> [What you are asked to do]:
Find the lines holding "components" and copy them.

> [Data lines]:

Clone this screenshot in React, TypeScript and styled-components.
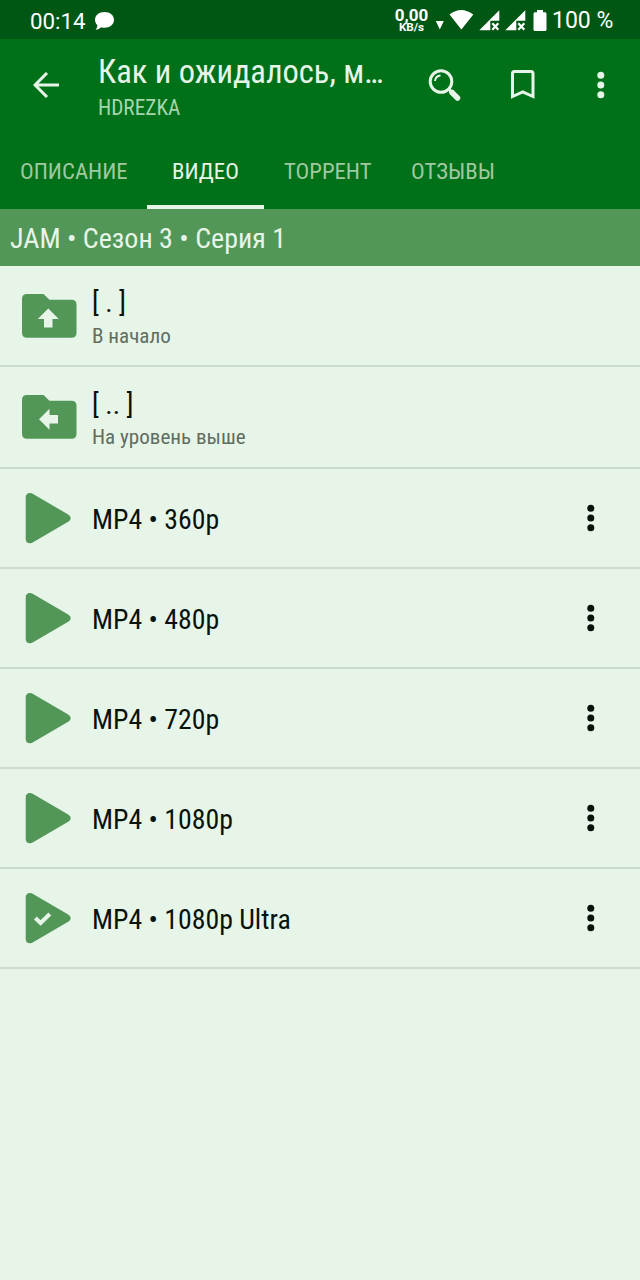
import React from "react";
import styled, { createGlobalStyle } from "styled-components";

const Global = createGlobalStyle`
  * { box-sizing: border-box; }
  body { margin: 0; background: #e7f5e9; font-family: "Roboto Condensed", Roboto, sans-serif; }
`;

const Screen = styled.main`
  width: 640px;
  height: 1280px;
  background: #e7f5e9;
  overflow: hidden;
`;

const Label = styled.span<{ $size: number; $color: string; $top?: number }>`
  display: block;
  width: max-content;
  margin-top: ${(p) => p.$top ?? 0}px;
  white-space: pre;
  font-size: ${(p) => p.$size}px;
  line-height: 1.2;
  font-stretch: 75%;
  color: ${(p) => p.$color};
`;

const StatusBar = styled.header`
  display: flex;
  align-items: center;
  height: 39px;
  padding: 2px 0 0 30px;
  background: #005713;
  color: #fff;
  font-family: Roboto, sans-serif;
`;
const Clock = styled.span`
  width: 64px;
  padding-top: 1px;
  font-size: 22.3px;
  line-height: 30px;
`;
const Speed = styled.span`
  display: flex;
  flex-direction: column;
  align-items: center;
  width: 35px;
  margin-left: 279px;
  margin-right: 6px;
  font-weight: 700;
`;
const SpeedValue = styled.span`
  font-size: 17px;
  line-height: 13px;
`;
const SpeedUnit = styled.span`
  font-size: 11.7px;
  line-height: 10px;
`;
const StatusIcon = styled.svg<{ $after: number }>`
  flex: none;
  margin-right: ${(p) => p.$after}px;
`;
const Battery = styled.span`
  padding-top: 1px;
  font-size: 23px;
  line-height: 30px;
`;

const AppBar = styled.div`
  display: flex;
  height: 93px;
  background: #007019;
`;
const Back = styled.div`
  width: 98px;
  padding: 33px 0 0 33px;
`;
const Titles = styled.div`
  width: 328px;
  padding-top: 14px;
`;
const Actions = styled.div`
  display: flex;
  padding-top: 27px;
`;
const Overflow = styled.div`
  padding-top: 3px;
`;

const Tabs = styled.nav`
  display: flex;
  height: 77px;
  background: #007019;
`;
const Tab = styled.div<{ $width: number; $active?: boolean }>`
  width: ${(p) => p.$width}px;
  padding: 26px 0 0 ${(p) => (p.$active ? 25 : 20)}px;
  border-bottom: 4px solid ${(p) => (p.$active ? "#e7f5e9" : "transparent")};
`;

const PathBar = styled.div`
  height: 57px;
  padding: 13px 0 0 10px;
  background: #529758;
`;

const Row = styled.div<{ $height: number }>`
  display: flex;
  align-items: center;
  height: ${(p) => p.$height}px;
  border-bottom: 2px solid #cbdccd;
`;
const RowIcon = styled.div`
  display: flex;
  width: 92px;
  padding-left: 21px;
`;
const RowText = styled.div`
  flex: 1;
  padding-top: 3px;
`;
const RowMenu = styled.div`
  display: flex;
  width: 62px;
`;

const Dots = ({ color }: { color: string }) => (
  <svg width="26" height="32" viewBox="0 0 26 32" fill={color}>
    <circle cx="12.800" cy="6.200" r="3.500" />
    <circle cx="12.800" cy="16" r="3.500" />
    <circle cx="12.800" cy="25.800" r="3.500" />
  </svg>
);

const Folder = ({ up }: { up?: boolean }) => (
  <svg width="56" height="46" viewBox="0 0 56 46">
    <path d="M6 1H22.500L28.500 6.800H50.500Q55.500 6.800 55.500 11.800V39.700Q55.500 44.700 50.500 44.700H6Q1 44.700 1 39.700V6Q1 1 6 1Z" fill="#529758" />
    <path
      d="M27.300 15.500L37.800 26H31.500V34.500H23V26H16.800Z"
      fill="#e7f5e9"
      transform={up ? undefined : "rotate(-90 27.500 25)"}
    />
  </svg>
);

const Play = ({ checked }: { checked?: boolean }) => (
  <svg width="52" height="52" viewBox="0 0 52 52">
    <path d="M4.700 5.500Q4.700 1 9 1Q10.500 1 12.500 2.200L47.200 22.500Q49.700 24 49.700 26.200Q49.700 28.200 47.200 29.700L12.500 50Q10.500 51.200 9 51.200Q4.700 51.200 4.700 46.700Z" fill="#529758" />
    {checked && <path d="M14.300 26L19.600 31L28.800 22" fill="none" stroke="#e7f5e9" strokeWidth="4" />}
  </svg>
);

const Signal = ({ after }: { after: number }) => (
  <StatusIcon $after={after} width="21" height="22" viewBox="0 0 21 22">
    <path d="M20.300 .2V10.800H11.300V20.200H.3Z" fill="#fff" />
    <path d="M13.300 13.200L19.300 19.700M19.300 13.200L13.300 19.700" stroke="#fff" strokeWidth="2.200" />
  </StatusIcon>
);

const tabs = [
  { title: "ОПИСАНИЕ", width: 147 },
  { title: "ВИДЕО", width: 117, active: true },
  { title: "ТОРРЕНТ", width: 127 },
  { title: "ОТЗЫВЫ", width: 124 },
];
const folders = [
  { name: "[ . ]", note: "В начало", up: true, height: 101 },
  { name: "[ .. ]", note: "На уровень выше", up: false, height: 102 },
];
const videos = ["MP4 • 360p", "MP4 • 480p", "MP4 • 720p", "MP4 • 1080p", "MP4 • 1080p Ultra"];

export default function App() {
  return (
    <Screen>
      <Global />
      <StatusBar>
        <Clock>00:14</Clock>
        <StatusIcon $after={0} width="21" height="20" viewBox="0 0 21 20" fill="#fff">
          <path d="M10.500 1C16 1 20 4.200 20 8.800S16 16.800 10.500 16.800C9.300 16.800 8.200 16.700 7.200 16.300C5.500 18 3.800 18.700 1.500 18.800C2.800 17.300 3.400 15.800 3.300 14.200C1.900 12.800 1 11 1 8.800C1 4.200 5 1 10.500 1Z" />
        </StatusIcon>
        <Speed>
          <SpeedValue>0,00</SpeedValue>
          <SpeedUnit>KB/s</SpeedUnit>
        </Speed>
        <StatusIcon $after={5} width="39" height="24" viewBox="0 0 39 24" fill="#fff">
          <path d="M.8 12H8.800L4.800 20.500ZM14.500 5.500Q26 -3.500 38.300 5.500L26.400 20.500Z" />
        </StatusIcon>
        <Signal after={5} />
        <Signal after={7} />
        <StatusIcon $after={5} width="14" height="22" viewBox="0 0 14 22" fill="#fff">
          <path d="M4 0H10V2.200H12Q13.500 2.200 13.500 3.700V19.500Q13.500 21 12 21H2Q.5 21 .5 19.500V3.700Q.5 2.200 2 2.200H4Z" />
        </StatusIcon>
        <Battery>100 %</Battery>
      </StatusBar>
      <AppBar>
        <Back>
          <svg width="28" height="26" viewBox="0 0 28 26" fill="none" stroke="#e7f5e9" strokeWidth="3">
            <path d="M26 13H2M14 1L2 13L14 25" />
          </svg>
        </Back>
        <Titles>
          <Label $size={32.5} $color="#e7f5e9">Как и ожидалось, м…</Label>
          <Label $size={21.3} $color="#a6d6ab" $top={3}>HDREZKA</Label>
        </Titles>
        <Actions>
          <svg width="80" height="38" viewBox="0 0 80 38" fill="none" stroke="#e7f5e9">
            <circle cx="15" cy="15.500" r="10.800" strokeWidth="3" />
            <path d="M9 15Q9.500 10 14.500 9.500" strokeWidth="1.800" />
            <path d="M22.500 23L25 25.500" strokeWidth="3" />
            <path d="M26 26.500L31.500 32" strokeWidth="5.500" strokeLinecap="round" />
          </svg>
          <svg width="82" height="38" viewBox="0 0 82 38" fill="none" stroke="#e7f5e9" strokeWidth="3">
            <path d="M6.500 30.500V7.500Q6.500 5.500 8.500 5.500H25Q27 5.500 27 7.500V30.500L16.700 26Z" />
          </svg>
          <Overflow><Dots color="#e7f5e9" /></Overflow>
        </Actions>
      </AppBar>
      <Tabs>
        {tabs.map((t) => (
          <Tab key={t.title} $width={t.width} $active={t.active}>
            <Label $size={22.8} $color={t.active ? "#e7f5e9" : "#a0c9a0"}>{t.title}</Label>
          </Tab>
        ))}
      </Tabs>
      <PathBar><Label $size={28} $color="#e7f5e9">JAM • Сезон 3 • Серия 1</Label></PathBar>
      {folders.map((f) => (
        <Row key={f.name} $height={f.height}>
          <RowIcon><Folder up={f.up} /></RowIcon>
          <RowText>
            <Label $size={27.8} $color="#07120a">{f.name}</Label>
            <Label $size={21.1} $color="#5f6e61" $top={3}>{f.note}</Label>
          </RowText>
        </Row>
      ))}
      {videos.map((name, i) => (
        <Row key={name} $height={100}>
          <RowIcon><Play checked={i === videos.length - 1} /></RowIcon>
          <RowText><Label $size={27.8} $color="#07120a">{name}</Label></RowText>
          <RowMenu><Dots color="#07120a" /></RowMenu>
        </Row>
      ))}
    </Screen>
  );
}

> [Complete output]:
Clone this screenshot in React, TypeScript and styled-components.
import styled, { createGlobalStyle } from "styled-components";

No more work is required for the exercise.